Before start applying transactions, joiners will request from the group its current state, in order to catch up missing transactions, thus synchronizing to an up-to-date replica. This is called Distributed Recovery. You can check more details at Distributed Recovery behind the scenes post.
Transaction life cycle
Having the group set up and the same initial state on all group members, now we need that all group members agree on transactions outcome, that is, if any transaction is committed on any member it must also be committed on all the others non-faulty group members.
This strong requirement is only needed for write operations, read-only transactions are executed locally only.
Group communication toolkit provides us a total order broadcast primitive, that is, all messages are delivered everywhere on the same order even in the presence of failures. This means that we have a global order of messages exchanged on the group, combined
together with deterministic transaction outcome (commit or rollback) decisions can ensure that all servers eventually will reach the same state.
So whenever a client executes a write transaction, it is executed optimistically on the local server right until before being actually committed.
At this stage the transaction is broadcast to the group so that its outcome is decided.
This message is ordered by group communication toolkit and delivered to all non-faulty group members in same order.
Now we need to decide locally if this particular transaction should be committed or rollback. Every server keeps for each row update an associated version. This will allow us
to know that the version of the row that serves as base for this update is a older version and so these where executed in parallel in different members. This information about the
version at which a given transaction was executed, is included in transaction write set.
Certification
This decision is taken by the certification module. Lets see an example of it.
On the above diagram we have a group composed by three servers, on which a client will execute a write transaction on server 1 (s1). The transaction executes until the before commit stage and then it broadcasts write set and data to the group.

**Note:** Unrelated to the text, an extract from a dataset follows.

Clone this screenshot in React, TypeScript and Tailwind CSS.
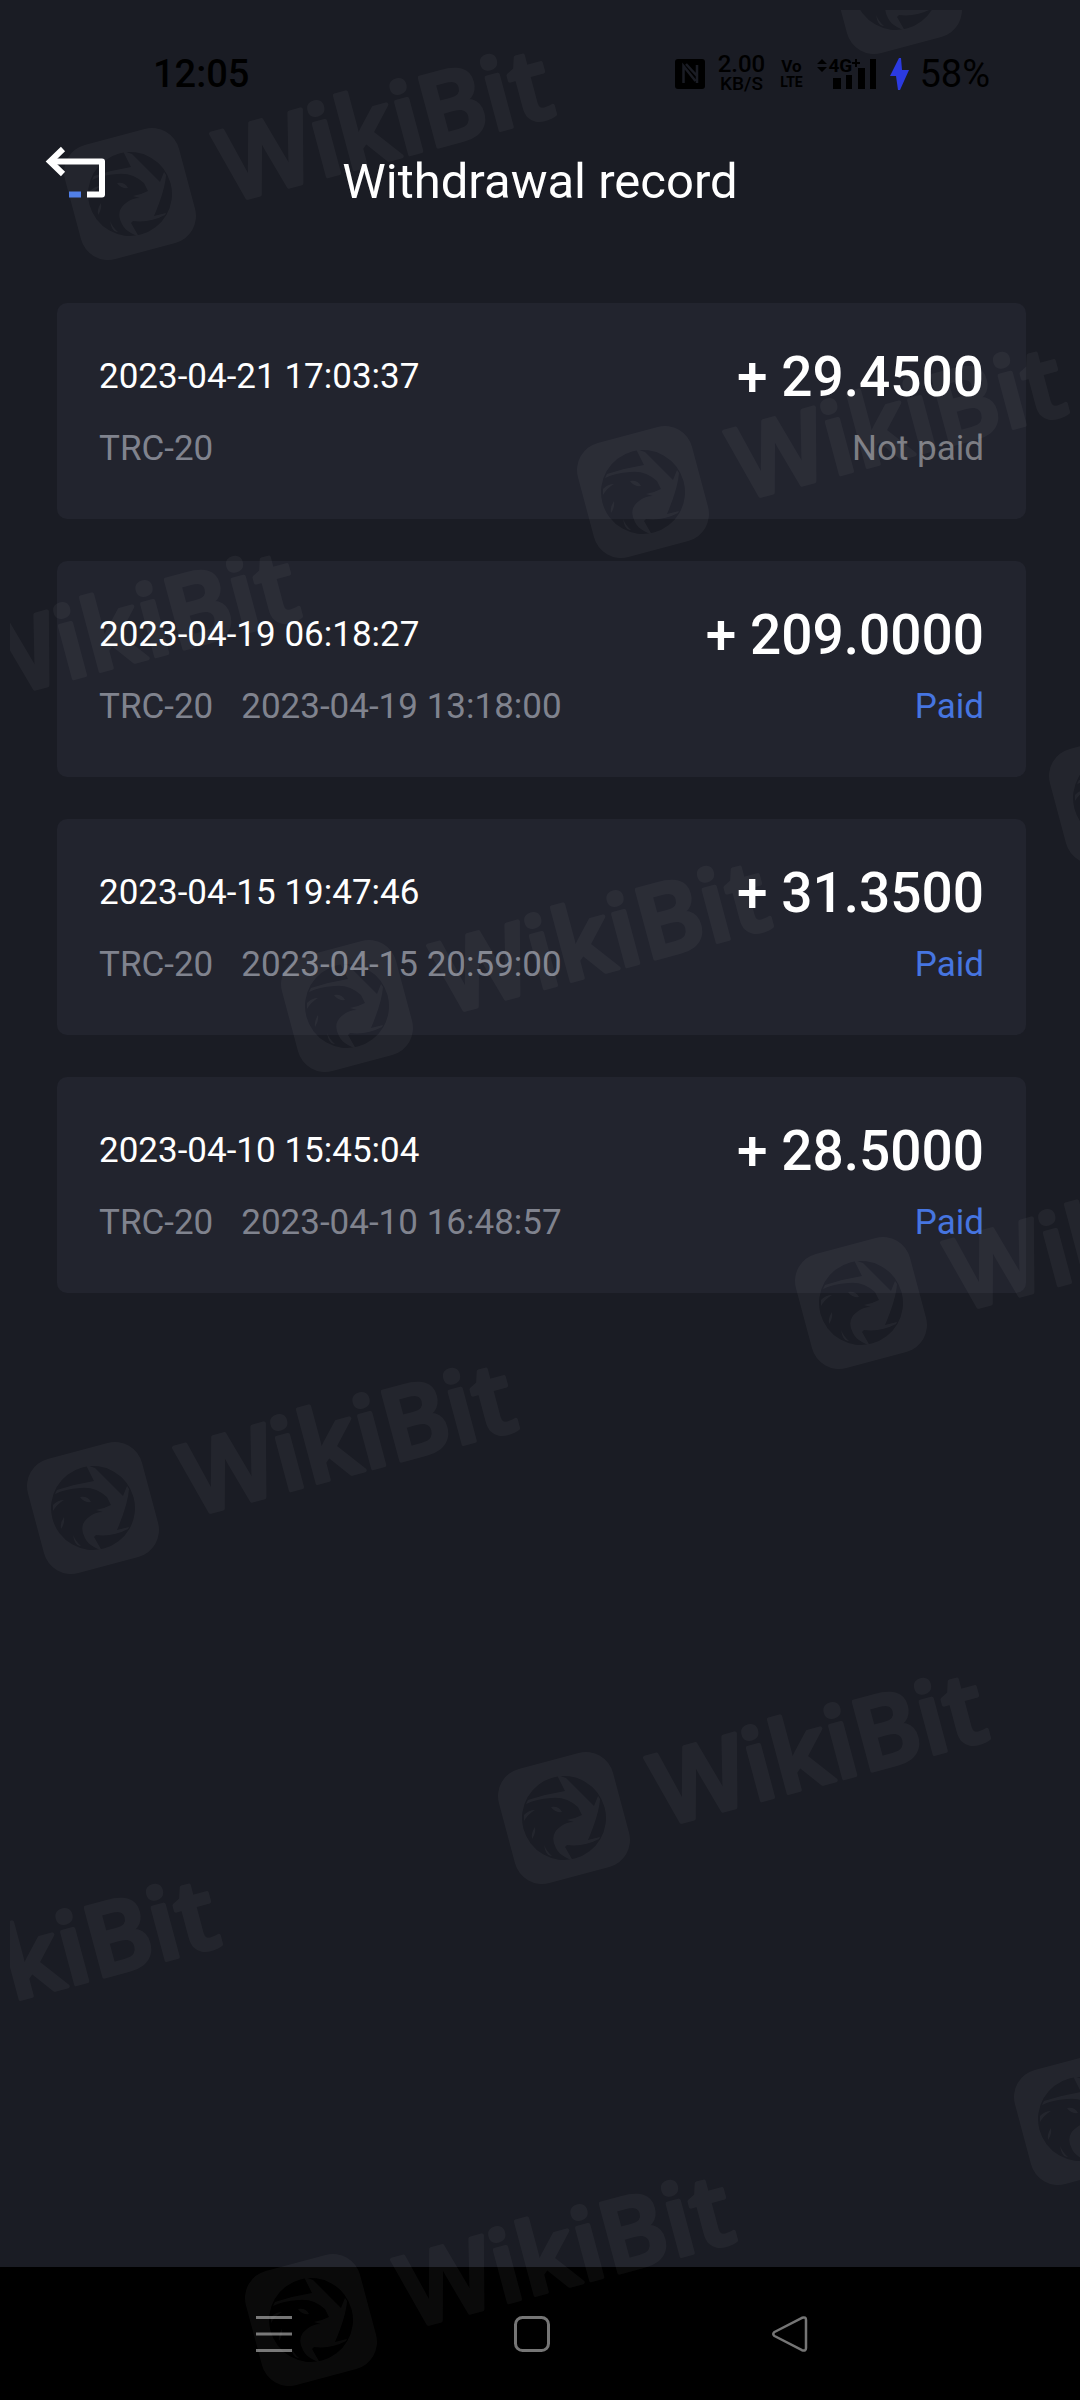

The transaction write set is composed by the primary keys of each updated table row and the database version at which transaction was executed. Database version is provided by GTID_EXECUTED, more precisely its last number without gaps from group UUID.
Example: GTID_EXECUTED: UUID:1-10, UUID:12, version is 10.
Database version is implicitly increased with transactions commit.
After delivery, the transaction is certified, that is, each server will compare locally the versions included on the write set with the local versions. If the version included on write set is smaller than the one on certification database then transaction rollbacks. No version at certification module for a particular row means that there was not a update for it yet and that this particular row won’t cause any transaction rollback.
Database version during execution was 1 (dbv: 1) and current version at certification module is also 1 (cv: 1), which means that this transaction does not conflict with any other ongoing transaction. So transaction will be allowed to commit, and row version on
certification module updated to 2 (cv: 2). On the local server (s1) this means proceed to commit and return success to client. On the remote servers (s2 and s3) the transaction will be queued to be applied by applier module.
Applier module is the responsible to apply positively certified transactions that arrived from the group, like server 2 and 3 on the above figure.
Transaction identifier (GTID) is controlled by the certification module, in order to a given transaction has the same identifier on all group members.
All members of the group share the same UUID, so group behaves like a single server where all transactions have the same source UUID, which is the group name.
More details at Getting started with MySQL Group Replication post.
To achieve this, the certification module state is also transferred during distributed recovery when a server joins the group, again fulfilling the DBSM requirement that all servers on group must have the same initial state.
Lets see a example on which we have conflicts between transactions.
On the above diagram we have again a group with three servers, on which both server 1 (s1) and server 2 (s2) execute a transaction (T1 and T2) that updates the same row concurrently. Both transactions are executed locally until before commit stage on database version 1 (dbv: 1), and then the write set and write data are broadcast to the group.
Group communication toolkit, on this example, ordered T1 before T2, so since certification module version for the update row is 1 (cv: 1), transaction will be positively certified, certification module row version will be updated to 2 (cv: 2), and the transaction will continue to commit.
Then it is certification turn for T2, database version is again 1 (dbv: 1) but certification module row version is 2. This means that the changed row by this transaction was already updated by a transaction that happened after execution on server 2 and before certification (on all servers), so T2 must be negatively certified. Server 2 will rollback the transaction and return a error to the client, remote servers will discard the transaction.
One thing that you may be thinking is, will not certification module data increase forever? Without more implementation details, yes! But we have that covered, periodically all group members exchange their GTID_EXECUTED to compute the intersection of the transactions that all servers already committed – the Stable Set. Any group member cannot update rows on version lower than that executed set. Then a garbage collector procedure is executed to remove all row versions that belong to the stable set.
Certification stats are available at performance_schema replication_group_member_stats table.
1
2
3
4
5
6
7
8
9
10
11
|
server> select * from performance_schema.replication_group_member_stats\G *************************** 1. row ***************************** CHANNEL_NAME: group_replication_applier VIEW_ID: 1428497631:1 MEMBER_ID: 855060ee-3fe5-11e4-a8d9-6067203feba0 COUNT_TRANSACTIONS_IN_QUEUE: 0 COUNT_TRANSACTIONS_CHECKED: 6 COUNT_CONFLICTS_DETECTED: 1 COUNT_TRANSACTIONS_VALIDATING: 3 TRANSACTIONS_COMMITTED_ALL_MEMBERS: 8a94f357-aab4-11df-86ab-c80aa9429562:1-5 LAST_CONFLICT_FREE_TRANSACTION: 8a94f357-aab4-11df-86ab-c80aa9429562:5 |
You can check more details about stats and monitoring at Group Replication Monitoring post.
Conclusion
On his first steps, MySQL Group Replication is still in development. On this blog post we explain the transaction life cycle on this new replication technology. Feel free to try it and get back at us so we can make it even better for the community!
References
[1] – Fernando Pedone, Rachid Guerraoui, and Andre Schiper. The database state machine approach, 1999.